8. The Departmental Representative has strongly relied on the arguments given in the order of the learned Accountant Member. He submitted that there was no change from the asstt. year 1964-65 when the Tribunal had rejected the plea of the assessee Under Section. 5(1)(iv). It was also submitted that there was no construction or addition in the year 1965 and the only construction was in 1936 and there had been no material change after that. It was further submitted that the reliance on the decision of Calcutta High Court in Consolidated Tea & Land Co. (India) Ltd.'s case (supra) was not appropriate as that decision had been given for deciding a different issue and It was given in a different context.

He further contended that admittedly the assessee was not residing in this house and there was no question of it being an out-house of the assessee's residential house as there was no residential house as a part of the assessee's wealth. He contended that the requirement of Section 5(1)(iv) was that it should be used by the assessee. or members of his family as his residence and the user of such accommodation for the servants or for household goods could not satisfy the conditions of the section. He submitted that such a structure could not be contemplated as a 'house' within the meaning of Section 5(1)(iv) Consequently, the question of valuation of such property by applying Rule 1BB could not arise. He submitted that it was not a house and in no case a residential house. He also relied on the stand of the Department that Rule 1BB was not retrospective in operation and applied only after it was brought on the statute book and not for the period prior to it.

9. The learned counsel for the assessee, on the other hand, drew my attention to the nature of the construction and pointed out that a plinth area of the house on the first and second floor was 220 sq.

metres which was sufficient for the purpose of being used as a residential house of the assessee. It is true that the assessee or the members of his family were not staying in this structure but it was being used for his servants and for storing his household goods. He admitted that the property was constructed in 1936 but the full facts had not been brought out before the Tribunal in the earlier year. In 1965 its expected future life was more than 40 yeara and, therefore, it was in a fairly good condition for being used as a residence. He also submitted that where a house is used for the residence of the servants or for keeping the household goods is also a residential house and nothing else. Relying on the order of the Judicial Member he pointed out that it was a double-storeyed structure with thick walls with sanitary fittings and sewage connection and it was not in dispute that the servants of the assessee were staying in it. This structure was not being used for any other purpose for receiving any income or rent and as the assessee himself and his family was staying in the adjoining house though not actually belonging to the assessee-HUF, the structure served the purpose of apart of his residential house by accommodating the servants and the household goods. He submitted that the assessee-HUF had not claimed any benefit for any other residential house and this was the only house in respect of which the exemption was being claimed. He further submitted that Rule 1BB was applicable to residential houses and the valuation of this property should be made under the Rule as the Gujarat High Court has held in Shri Kasturbhai Mayabhai's case (supra) that the operation of this Rule was retrospective as it was procedural.

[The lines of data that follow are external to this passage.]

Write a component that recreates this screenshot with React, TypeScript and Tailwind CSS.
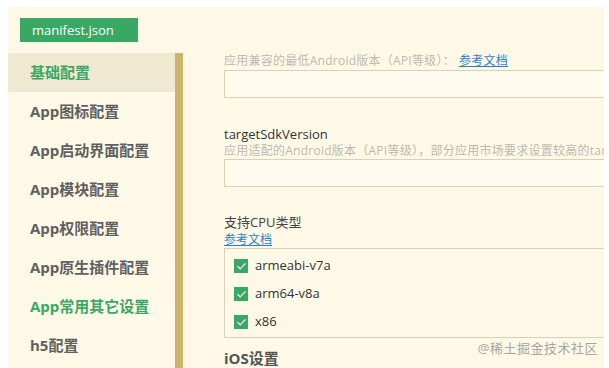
import { Check } from "lucide-react";

const menu = [
  { label: "基础配置", active: true },
  { label: "App图标配置" },
  { label: "App启动界面配置" },
  { label: "App模块配置" },
  { label: "App权限配置" },
  { label: "App原生插件配置" },
  { label: "App常用其它设置", green: true },
  { label: "h5配置" },
];

const cpus = ["armeabi-v7a", "arm64-v8a", "x86"];

const font = "font-['Open_Sans','Noto_Sans_CJK_SC',sans-serif]";

export default function App() {
  return (
    <div className={`w-[609px] h-[368px] bg-white overflow-hidden pl-2 pt-[7px] pr-[5px] relative ${font}`}>
      <div className="bg-[#fef9e7] h-full flex flex-col">
        {/* tab header */}
        <div className="h-[46px] shrink-0 pl-3 pt-[11px]">
          <div className="w-[118px] h-6 bg-[#3aa865] text-white text-[13px] leading-6 pl-[12px]">
            manifest.json
          </div>
        </div>

        <div className="flex flex-1 min-h-0">
          {/* sidebar */}
          <div className="w-[167px] shrink-0 flex flex-col">
            {menu.map((m) => (
              <div
                key={m.label}
                className={`h-[39px] shrink-0 flex items-center pl-[22px] text-[15px] font-bold ${
                  m.active ? "bg-[#f0e9d1] text-[#3aa865]" : m.green ? "text-[#3aa865]" : "text-[#606060]"
                }`}
              >
                {m.label}
              </div>
            ))}
          </div>
          <div className="w-2 shrink-0 bg-[#cdb46b]" />

          {/* content */}
          <div className="flex-1 min-w-0 overflow-hidden pl-[41px]">
            <div className="w-[390px]">
              <div className="text-[12px] leading-4 text-[#bdb9ad] whitespace-nowrap tracking-[0.25px]">
                应用兼容的最低Android版本（API等级）：
                <span className="text-[#2a7fd4] underline ml-1">参考文档</span>
              </div>
              <div className="mt-px h-7 border border-[#d9d3af] bg-[#fffbee]" />

              <div className="mt-[27px] text-[13px] leading-[18px] text-[#333]">targetSdkVersion</div>
              <div className="text-[12px] leading-4 text-[#bdb9ad] whitespace-nowrap tracking-[0.25px]">
                应用适配的Android版本（API等级），部分应用市场要求设置较高的targetSdkVersion
              </div>
              <div className="h-7 border border-[#d9d3af] bg-[#fffbee]" />

              <div className="mt-[26px] text-[13px] leading-[18px] text-[#444]">支持CPU类型</div>
              <div className="text-[12px] leading-4 mt-px text-[#2a7fd4] underline">参考文档</div>
              <div className="border border-[#d6d1b8] pt-[3px] pb-px pl-[9px]">
                {cpus.map((c) => (
                  <div key={c} className="h-7 flex items-center gap-[7px]">
                    <span className="w-[14px] h-[14px] bg-[#3aa865] flex items-center justify-center">
                      <Check size={11} strokeWidth={2.5} className="text-white" />
                    </span>
                    <span className="text-[13px] text-[#333]">{c}</span>
                  </div>
                ))}
              </div>

              <div className="mt-[10px] text-[15px] leading-5 font-bold text-[#555]">iOS设置</div>
            </div>
          </div>
        </div>
      </div>

      {/* watermark */}
      <div className="absolute right-[11px] bottom-[10px] text-[13px] text-[#a8a69e] tracking-[0.5px]">
        @稀土掘金技术社区
      </div>
    </div>
  );
}
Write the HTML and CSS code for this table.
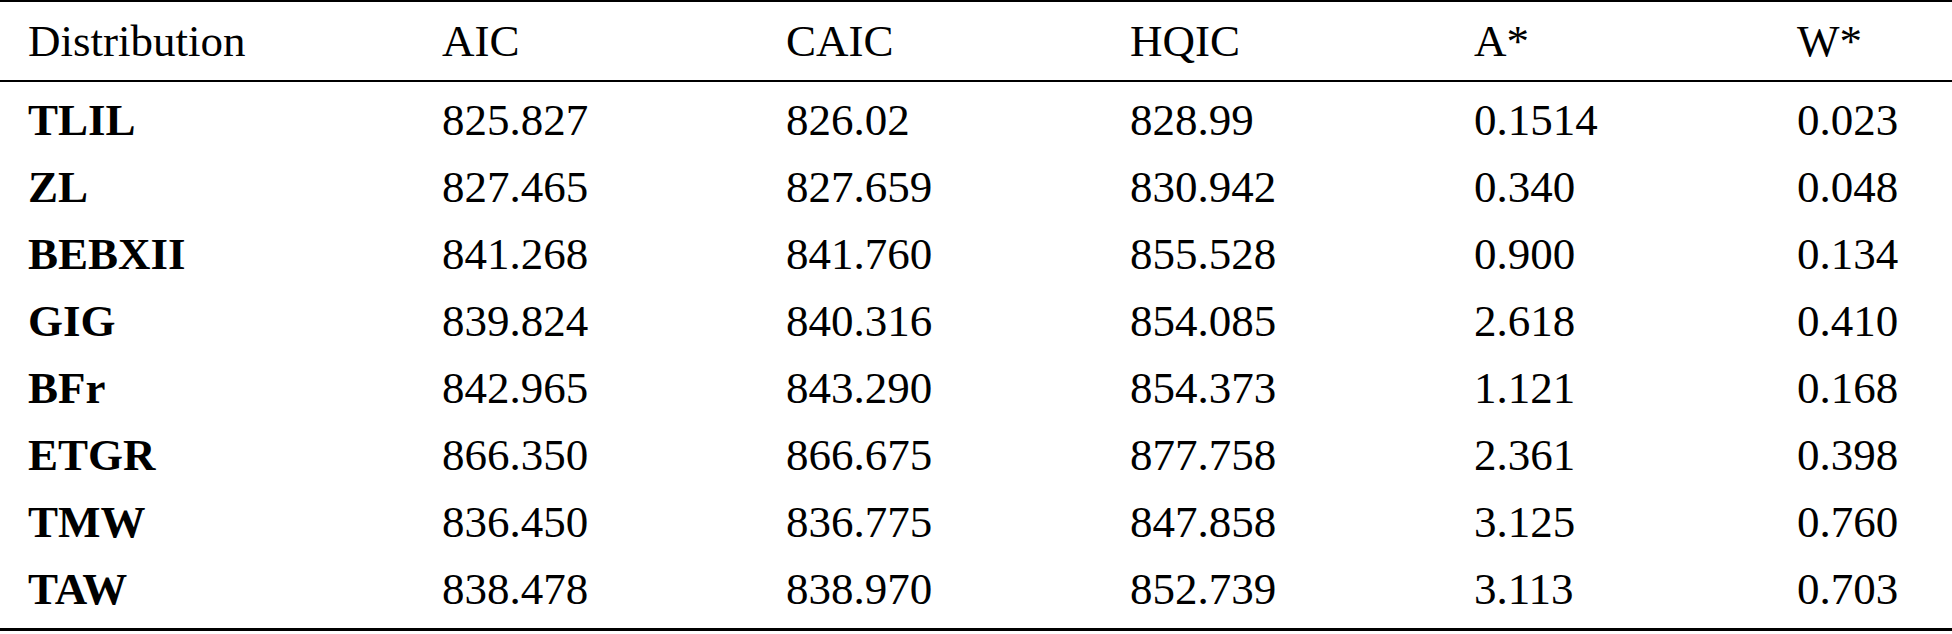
FILE: index.html
```html
<!DOCTYPE html>
<html lang="en">
<head>
    <meta charset="UTF-8">
    <meta name="viewport" content="width=device-width, initial-scale=1.0">
    <title>Goodness of fit</title>
    <link rel="stylesheet" href="styles.css">
</head>
<body>
    <table class="fit-table">
        <colgroup>
            <col class="col-name">
            <col class="col-num">
            <col class="col-num">
            <col class="col-num">
            <col class="col-a">
            <col class="col-w">
        </colgroup>
        <thead>
            <tr>
                <th>Distribution</th>
                <th>AIC</th>
                <th>CAIC</th>
                <th>HQIC</th>
                <th>A*</th>
                <th>W*</th>
            </tr>
        </thead>
        <tbody>
            <tr><td class="dist">TLIL</td><td>825.827</td><td>826.02</td><td>828.99</td><td>0.1514</td><td>0.023</td></tr>
            <tr><td class="dist">ZL</td><td>827.465</td><td>827.659</td><td>830.942</td><td>0.340</td><td>0.048</td></tr>
            <tr><td class="dist">BEBXII</td><td>841.268</td><td>841.760</td><td>855.528</td><td>0.900</td><td>0.134</td></tr>
            <tr><td class="dist">GIG</td><td>839.824</td><td>840.316</td><td>854.085</td><td>2.618</td><td>0.410</td></tr>
            <tr><td class="dist">BFr</td><td>842.965</td><td>843.290</td><td>854.373</td><td>1.121</td><td>0.168</td></tr>
            <tr><td class="dist">ETGR</td><td>866.350</td><td>866.675</td><td>877.758</td><td>2.361</td><td>0.398</td></tr>
            <tr><td class="dist">TMW</td><td>836.450</td><td>836.775</td><td>847.858</td><td>3.125</td><td>0.760</td></tr>
            <tr><td class="dist">TAW</td><td>838.478</td><td>838.970</td><td>852.739</td><td>3.113</td><td>0.703</td></tr>
        </tbody>
    </table>
</body>
</html>
```

FILE: styles.css
```css
* {
    margin: 0;
    padding: 0;
    box-sizing: border-box;
}

body {
    background: #ffffff;
    color: #000000;
    font-family: 'Liberation Serif', 'Times New Roman', serif;
    font-size: 45px;
}

.fit-table {
    width: 1952px;
    border-collapse: collapse;
    table-layout: fixed;
    border-top: 2px solid #000;
    border-bottom: 3px solid #000;
}

.col-name { width: 414px; }
.col-num { width: 344px; }
.col-a { width: 323px; }
.col-w { width: 183px; }

th,
td {
    text-align: left;
    font-weight: normal;
    padding: 0 0 0 28px;
    white-space: nowrap;
}

thead th {
    height: 78px;
    line-height: 78px;
    border-bottom: 2px solid #000;
}

tbody td {
    height: 67px;
    line-height: 67px;
}

tbody tr:first-child td {
    padding-top: 5px;
    height: 72px;
}

tbody tr:last-child td {
    padding-bottom: 5px;
    height: 72px;
}

.dist {
    font-weight: bold;
}
```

10. I have considered the rival submissions and perused the orders of the learned Members. There is no statutory definition of the word 'house' and I have to consider it within its common meaning. If a structure is habitable by human beings and is meant for such habitation it can be considered as a house and if human beings actually stay there or can stay there it can be considered as a residential house. As already stated the construction was on two floors having certain rooms some of which were used for keeping household goods and other than for the residence of the servants and their family as they could not be accommodated in the main house where the assessee's family was staying.

The asseesee has not claimed exemption Under Section. B(1)(iv) in respect of any other house. It has not been disputed that the structure has been used for the habitation of the servants and it is being used as an expansion of the residential house. In such circumstances, the plea of the assessee that it should be treated as a house and as a residential house which was being used by the assessee for the purpose of his residential house can be accepted. It is not necessary that the assessee himself should stay there. In the circumstances of the case, they were staying in the bigger house and this was an adjoining out-house used by the assessee for his domestic purposes where his servants were staying. Having regard to the circumstances, I am inclined to agree with the learned Judicial Member. The earlier year's order of the Tribunal is certainly against the assessee but it appears that full facts had not been brought out in that year and it had not been mentioned that it was being used as a residential house of the servants and for keeping the household goods. It may be mentioned that in the earlier year the value of the structure was taken at Rs. 8,000 whereas in this year the value has been shown at much more and at the instance of the Departmental Valuation Officer the Wealth-tax Officer had determined the value at more than Rs. 1 lakh. In respect of such a structure which had the necessary sanitary fittings and other facilities for residence there may not be any objection for treating it as a house. I am also of the view that user for one's own servants for their residence can be treated as user for residential purposes as well-to-do people do keep servants in their houses. It is admitted that the house has not been let out and the assessee was not obtaining any other income out of this house. If the house had been used for people other than domestic servants or for storing goods other than the household goods an argument could be raised that it was not in the nature of a residential house. In the present case, however, the position has not been disputed by the revenue. The requirement of Section 5(1)(iv) should be interpreted pragmatically, fairly and reasonably and from that point of view, I would agree with the learned Judicial Member.

11. As regards the application of Rule 1BB it has already been held by the Gujarat High Court that the Rule was retrospective in operation and was procedural in nature. Whether the Rule itself could apply having regard to the provisions of Sub-rule (5) has been considered in the order of the learned Judicial Member and nothing has been shown by the revenue to show that it was not correct. Thus, the Department can proceed to value this property having regard to all the provisions of Rule 1BB whichever may be applicable to this case. The departure from the earlier years order of the Tribunal is only in view of the additional facts which have come out on record and after appreciation of those facts. Had these facts been brought out in the earlier years the result might have been different. Now, this matter will go back to the Bench to pass an order in accordance with the view of the majority.